From this interaction, the store owner will at least reach these two conclusions: first, that the homeless woman needs help, and, secondly, that it is not his responsibility to provide it. The first conclusion he believes with all his heart. But he is just as resolved in defense of the second: He has no duty toward his abuser, not simply because she abused him, although that can’t be ignored, but because she is not a member of his community. Just as a hotelier is not obligated to lodge a non-paying guest, the store owner has no duty to accommodate the belligerent in his community.
For this reason alone, the San Mateo County Board of Supervisors must scrap its plan to buy and convert the Coastside Inn into a homeless camp when it meets on Dec. 8. Because Coastsiders, such as the store owner, have no obligation toward the person in question, the county government can’t justify forcing us to house her.
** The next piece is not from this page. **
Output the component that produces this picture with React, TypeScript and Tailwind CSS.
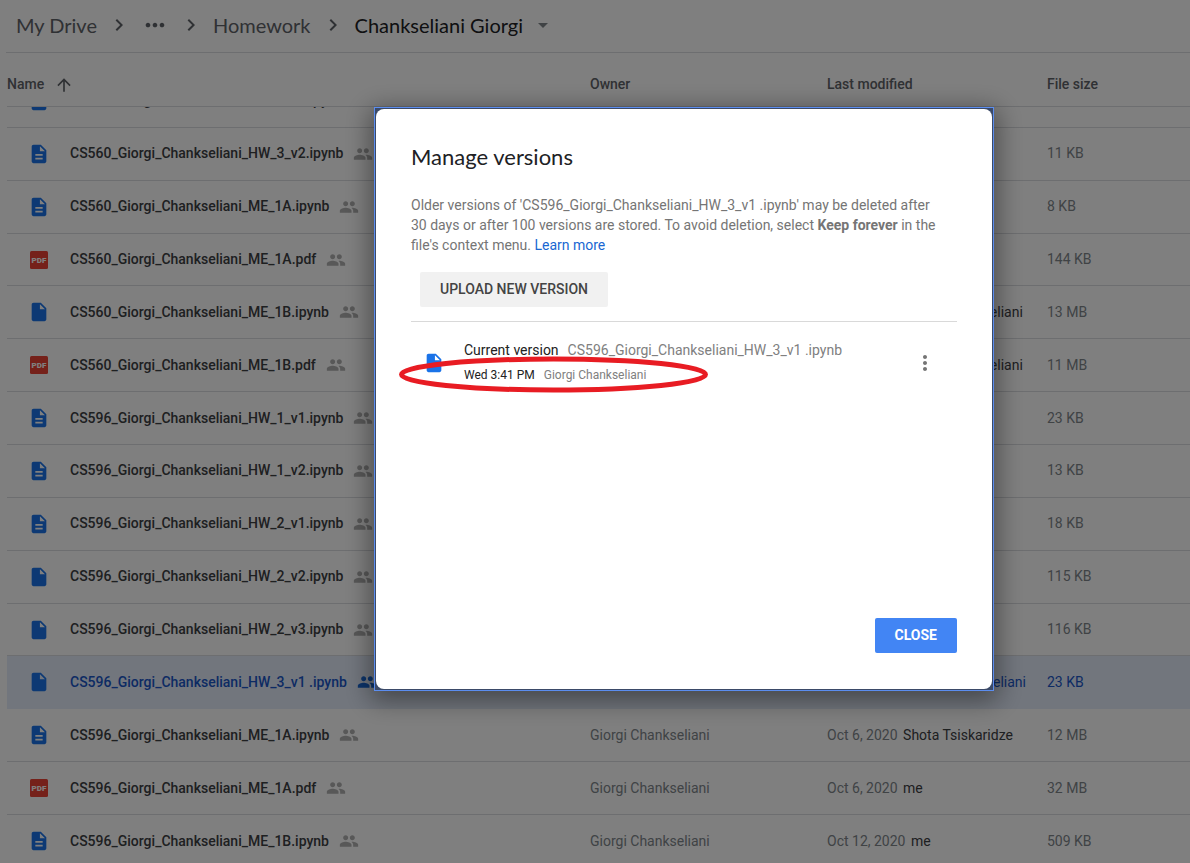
import { useLayoutEffect, useRef } from "react";
import {
  MdArrowDropDown,
  MdArrowUpward,
  MdChevronRight,
  MdDescription,
  MdInsertDriveFile,
  MdMoreHoriz,
  MdMoreVert,
  MdPeople,
} from "react-icons/md";

type FileKind = "doc" | "file" | "pdf";

interface DriveFile {
  name: string;
  kind: FileKind;
  date: string;
  by: string;
  size: string;
  selected?: boolean;
}

const OWNER = "Giorgi Chankseliani";

const files: DriveFile[] = [
  { name: "CS560_Giorgi_Chankseliani_HW_3_v1.ipynb", kind: "doc", date: "Oct 6, 2020", by: "me", size: "11 KB" },
  { name: "CS560_Giorgi_Chankseliani_HW_3_v2.ipynb", kind: "doc", date: "Oct 6, 2020", by: "me", size: "11 KB" },
  { name: "CS560_Giorgi_Chankseliani_ME_1A.ipynb", kind: "doc", date: "Oct 6, 2020", by: "me", size: "8 KB" },
  { name: "CS560_Giorgi_Chankseliani_ME_1A.pdf", kind: "pdf", date: "Oct 6, 2020", by: "me", size: "144 KB" },
  { name: "CS560_Giorgi_Chankseliani_ME_1B.ipynb", kind: "file", date: "Oct 6, 2020", by: OWNER, size: "13 MB" },
  { name: "CS560_Giorgi_Chankseliani_ME_1B.pdf", kind: "pdf", date: "Oct 6, 2020", by: OWNER, size: "11 MB" },
  { name: "CS596_Giorgi_Chankseliani_HW_1_v1.ipynb", kind: "doc", date: "Oct 6, 2020", by: "me", size: "23 KB" },
  { name: "CS596_Giorgi_Chankseliani_HW_1_v2.ipynb", kind: "doc", date: "Oct 6, 2020", by: "me", size: "13 KB" },
  { name: "CS596_Giorgi_Chankseliani_HW_2_v1.ipynb", kind: "doc", date: "Oct 6, 2020", by: "me", size: "18 KB" },
  { name: "CS596_Giorgi_Chankseliani_HW_2_v2.ipynb", kind: "file", date: "Oct 6, 2020", by: "me", size: "115 KB" },
  { name: "CS596_Giorgi_Chankseliani_HW_2_v3.ipynb", kind: "file", date: "Oct 6, 2020", by: "me", size: "116 KB" },
  { name: "CS596_Giorgi_Chankseliani_HW_3_v1 .ipynb", kind: "file", date: "Nov 4, 2020", by: OWNER, size: "23 KB", selected: true },
  { name: "CS596_Giorgi_Chankseliani_ME_1A.ipynb", kind: "doc", date: "Oct 6, 2020", by: "Shota Tsiskaridze", size: "12 MB" },
  { name: "CS596_Giorgi_Chankseliani_ME_1A.pdf", kind: "pdf", date: "Oct 6, 2020", by: "me", size: "32 MB" },
  { name: "CS596_Giorgi_Chankseliani_ME_1B.ipynb", kind: "doc", date: "Oct 12, 2020", by: "me", size: "509 KB" },
];

function FileIcon({ kind }: { kind: FileKind }) {
  if (kind === "pdf") {
    return (
      <svg viewBox="0 0 18 18" className="size-[18px]" aria-hidden="true">
        <rect width="18" height="18" rx="1.5" fill="#ea4335" />
        <text x="9" y="12" textAnchor="middle" fontSize="8" fontWeight="900" fill="#fff">
          PDF
        </text>
      </svg>
    );
  }
  return kind === "doc" ? (
    <MdDescription className="size-[22px] text-[#1a73e8]" />
  ) : (
    <MdInsertDriveFile className="size-[22px] text-[#1a73e8]" />
  );
}

function Breadcrumbs() {
  return (
    <nav
      aria-label="Breadcrumb"
      className="ml-[6px] flex h-[53px] shrink-0 items-center border-b border-[#dadce0] pb-0.5 pl-[10px] font-['Lato',sans-serif] text-[20px] text-[#5f6368]"
    >
      <a href="#my-drive">My Drive</a>
      <MdChevronRight className="mx-[10px] size-6" />
      <button type="button" aria-label="Show path">
        <MdMoreHoriz className="size-7" />
      </button>
      <MdChevronRight className="mx-[10px] size-6" />
      <a href="#homework">Homework</a>
      <MdChevronRight className="mx-[10px] size-6" />
      <button type="button" className="flex items-center gap-2 text-[#202124]">
        Chankseliani Giorgi
        <MdArrowDropDown className="size-6 text-[#80868b]" />
      </button>
    </nav>
  );
}

function FileList() {
  const scroller = useRef<HTMLDivElement>(null);

  useLayoutEffect(() => {
    if (scroller.current) scroller.current.scrollTop = 32;
  }, []);

  return (
    <div ref={scroller} className="min-h-0 flex-1 overflow-y-auto pl-[7px] [scrollbar-width:none]">
      <table className="h-[847px] w-full table-fixed border-separate border-spacing-0 text-left text-[14px] whitespace-nowrap">
        <colgroup>
          <col />
          <col className="w-[237px]" />
          <col className="w-[220px]" />
          <col className="w-[143px]" />
        </colgroup>
        <thead className="text-[#5f6368]">
          <tr className="h-[54px] [&>th]:sticky [&>th]:top-0 [&>th]:z-10 [&>th]:border-b [&>th]:border-[#dadce0] [&>th]:bg-white [&>th]:p-0 [&>th]:pt-2.5 [&>th]:font-medium">
            <th scope="col">
              <span className="flex items-center gap-2.5">
                Name
                <MdArrowUpward className="size-5" />
              </span>
            </th>
            <th scope="col">Owner</th>
            <th scope="col">Last modified</th>
            <th scope="col">File size</th>
          </tr>
        </thead>
        <tbody>
          {files.map((file) => (
            <tr
              key={file.name}
              className={
                file.selected
                  ? "bg-[#e4ecfa] text-[#1a56c8] [&>td]:border-b [&>td]:border-[#e4ecfa] [&>td]:p-0"
                  : "text-[#80868b] [&>td]:border-b [&>td]:border-[#dadce0] [&>td]:p-0"
              }
            >
              <td>
                <span className="flex h-6 items-center">
                  <span className="ml-5 mr-[19px] flex w-6 justify-center">
                    <FileIcon kind={file.kind} />
                  </span>
                  <span className={file.selected ? "font-medium" : "font-medium text-[#3c4043]"}>{file.name}</span>
                  <MdPeople
                    className={file.selected ? "ml-2.5 size-5 shrink-0 text-[#1967d2]" : "ml-2.5 size-5 shrink-0 text-[#b0b0b0]"}
                  />
                </span>
              </td>
              <td>{OWNER}</td>
              <td>
                {file.date}{" "}
                <span className={file.selected ? "ml-0.5" : "ml-0.5 text-[#3c4043]"}>{file.by}</span>
              </td>
              <td>{file.size}</td>
            </tr>
          ))}
        </tbody>
      </table>
    </div>
  );
}

function ManageVersions() {
  return (
    <div className="fixed inset-0 z-20 flex items-start justify-center bg-black/50 pt-[107px] pl-[178px]">
      <div className="border border-[#5b8def] bg-[#3b4a68] p-px shadow-[0_6px_24px_4px_rgba(0,0,0,0.4)]">
        <section
          role="dialog"
          aria-modal="true"
          aria-labelledby="versions-title"
          className="flex min-h-[580px] w-[616px] flex-col rounded-lg bg-white px-[35px] pt-8 pb-9"
        >
          <h1 id="versions-title" className="font-['Lato',sans-serif] text-[22px] leading-8 text-[#202124]">
            Manage versions
          </h1>
          <p className="mt-[22px] pr-3 text-[14px] leading-5 text-[#757575]">
            Older versions of 'CS596_Giorgi_Chankseliani_HW_3_v1 .ipynb' may be deleted after 30 days or after 100
            versions are stored. To avoid deletion, select <b>Keep forever</b> in the file's context menu.{" "}
            <a href="#learn-more" className="text-[#1967d2]">
              Learn more
            </a>
          </p>
          <button
            type="button"
            className="mt-[17px] ml-[9px] h-[35px] self-start rounded-xs bg-[#f1f1f1] px-5 text-[14px] font-medium text-[#444]"
          >
            UPLOAD NEW VERSION
          </button>
          <div className="relative mt-[14px] flex items-center border-t border-[#d9d9d9] pt-4 pl-3">
            <MdInsertDriveFile className="size-[22px] text-[#1a73e8]" />
            <div className="ml-[19px] flex-1">
              <p className="text-[14px] leading-[25px] text-[#808080]">
                <span className="mr-[9px] text-[#222]">Current version</span>
                CS596_Giorgi_Chankseliani_HW_3_v1 .ipynb
              </p>
              <p className="text-[12px] leading-[25px] text-[#808080]">
                <span className="mr-[9px] text-[#222]">Wed 3:41 PM</span>
                Giorgi Chankseliani
              </p>
            </div>
            <button type="button" aria-label="More actions" className="mr-5">
              <MdMoreVert className="size-6 text-[#757575]" />
            </button>
            <svg
              viewBox="0 0 310 38"
              className="pointer-events-none absolute top-[34px] -left-3 h-[38px] w-[310px]"
              aria-hidden="true"
            >
              <ellipse cx="154.5" cy="18.5" rx="152" ry="15.5" fill="none" stroke="#e81c23" strokeWidth="5" />
            </svg>
          </div>
          <button
            type="button"
            className="mt-auto h-[35px] self-end rounded-xs bg-[#4285f4] px-5 text-[14px] font-bold text-white"
          >
            CLOSE
          </button>
        </section>
      </div>
    </div>
  );
}

export default function App() {
  return (
    <main className="flex h-screen flex-col overflow-hidden bg-white font-['Roboto',sans-serif]">
      <Breadcrumbs />
      <FileList />
      <ManageVersions />
    </main>
  );
}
County officials and some readers will object, of course, that the example I have given is not representative of all homeless people. This I readily concede, and I intend to make no mistake about it. Many of the county’s homeless are fine folks who just need a helping hand. Casting unfounded aspersions on them is not my intention.
But the example is nonetheless appropriate considering the county’s promises. “I want to be clear,” said San Mateo County Housing czar Ken Cole at last week’s City Council meeting, “that in the shelter system, up to this moment in time, we have not had a geographic component to selecting which shelter someone goes to.” Translation: The Coastside shelter will accept homeless from all over the county.
An implacably smug Supervisor Don Horsley, who bragged how “it wasn’t really possible for us to take months of time and involve the communities,” revealed the county will fund an additional police presence in Half Moon Bay to patrol the new shelter, a facility that county officials indicate will have drug treatment and mental illness programs.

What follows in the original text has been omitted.